The song was written by the brothers Gibb, that is, Barry, Robin, and Maurice specifically for the 1977 big disco era movie Saturday Night Fever that starred John Travolta. “Stayin’ Alive” was on the 1977 Saturday Night Fever: The Original Move and Sound Track by The Bee Gees and various artists. That album was certified 6x Platinum for selling at least 16 million units. The song “Stayin’ Alive” was featured in the opening scene and credits where we see Travolta dance-walking through the Brooklyn streets, swinging cans of paint. The song was released in December of 1977 as a single, backed “If I Can’t Have You.” Both songs were chart toppers. By 1978, “Stayin’ Alive” went to #1 in the U.S., Australia, Canada, Italy, Mexico, The Netherlands, New Zealand, the Euro Hot 100, and South Africa. It was in the Top 5 in Austria, Belgium, Finland, France, Germany, Ireland, The Netherlands, Norway, Spain, Sweden, and Switzerland. It was #15 on the charts in Japan.
The list of accolades is lengthy as well. To name a few prestigious lists, there are Rolling Stone magazine’s “500 Greatest Songs of All Time;” the American Film Institute’s “100 Years…100 Songs;” and the Rock and Roll Hall of Fame’s list of “500 Songs that Shaped Rock and Roll.”
Robert Stigwood, who produced Saturday Night Fever, asked The Bee Gees to write music for the film. And they did. Stigwood originally wanted the opening song to be called “Saturday Night,” but The Bee Gees objected. They said there have been enough songs with that in their title. Also, the move had it in its title.
A bit of trivia is one about the perhaps strange line in the lyrics: “We can try to understand the New York Times‘ effect on man.” Evidently, this referred to Stigwood’s inspiration for the film after reading an article in the Times about the Brooklyn disco club scene.
Despite all of this colossal commercial success, The Bee Gees felt it positioned them as disco artists. They had been singing in a variety of styles, including rock, pop, and soul, since the late 1950s. Robin Gibb said, “We were not disco…People who emulated us were disco. All you heard on the radio were…syn-drum sounds. We never had a syn-drum on one of our records.” Be that as it may, “Stayin’ Alive” become one of their signature songs. Ah, be careful what you wish for, indeed.

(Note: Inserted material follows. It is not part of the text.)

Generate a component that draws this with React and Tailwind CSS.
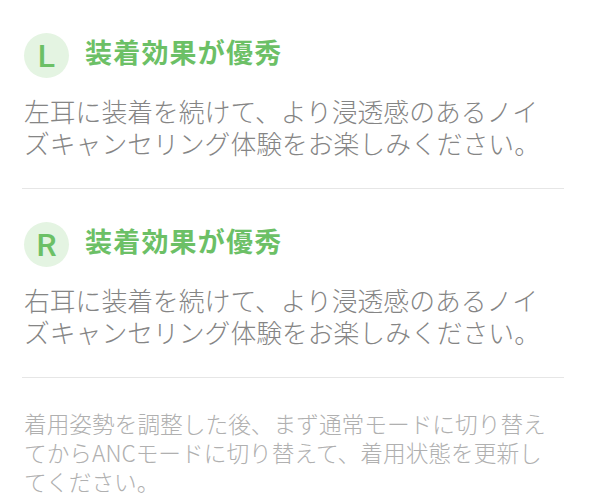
import React from 'react';

const sections = [
  { side: 'L', body: '左耳に装着を続けて、より浸透感のあるノイズキャンセリング体験をお楽しみください。' },
  { side: 'R', body: '右耳に装着を続けて、より浸透感のあるノイズキャンセリング体験をお楽しみください。' },
];

function Section({ side, body }) {
  return (
    <div className="pt-[33px]">
      <div className="flex items-center">
        <div className="ml-[2px] flex h-[45px] w-[45px] items-center justify-center rounded-full bg-[#e4f4e2] font-['Roboto',sans-serif] text-[32px] font-medium text-[#6cc066]">
          {side}
        </div>
        <div className="ml-[16px] -mt-[7px] text-[27px] font-bold tracking-[1.2px] text-[#6cc066]">
          装着効果が優秀
        </div>
      </div>
      <p className="mt-[17px] pl-[2px] pr-[14px] text-[25.8px] font-light leading-[32px] text-[#858585]">{body}</p>
      <div className="mt-[29px] h-px bg-[#e6e6e6]" />
    </div>
  );
}

export default function App() {
  return (
    <div className="min-h-screen bg-white pl-[22px] pr-[26px] font-['Noto_Sans_CJK_JP',sans-serif]">
      {sections.map((s) => (
        <Section key={s.side} {...s} />
      ))}
      <p className="mt-[31px] pl-[2px] pr-[10px] text-[22.7px] font-light leading-[29px] text-[#b0b0b0]">
        着用姿勢を調整した後、まず通常モードに切り替えてからANCモードに切り替えて、着用状態を更新してください。
      </p>
    </div>
  );
}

On the track were Barry Gibb (lead, harmony and backing vocals, rhythm guitar), Robin Gibb (harmony and backing vocals), Maurice Gibb (harmony and backing vocals, bass), Alan Kendall (lead guitar), Blue Weaver (keyboards, synthesizer, Dennis Bryon (drums), and Joe Lala (percussion). The Bee Gees continued to tour and perform for many decades. Barry, the only surviving member now, performs, sometimes solo and sometimes with his son Steve Gibb.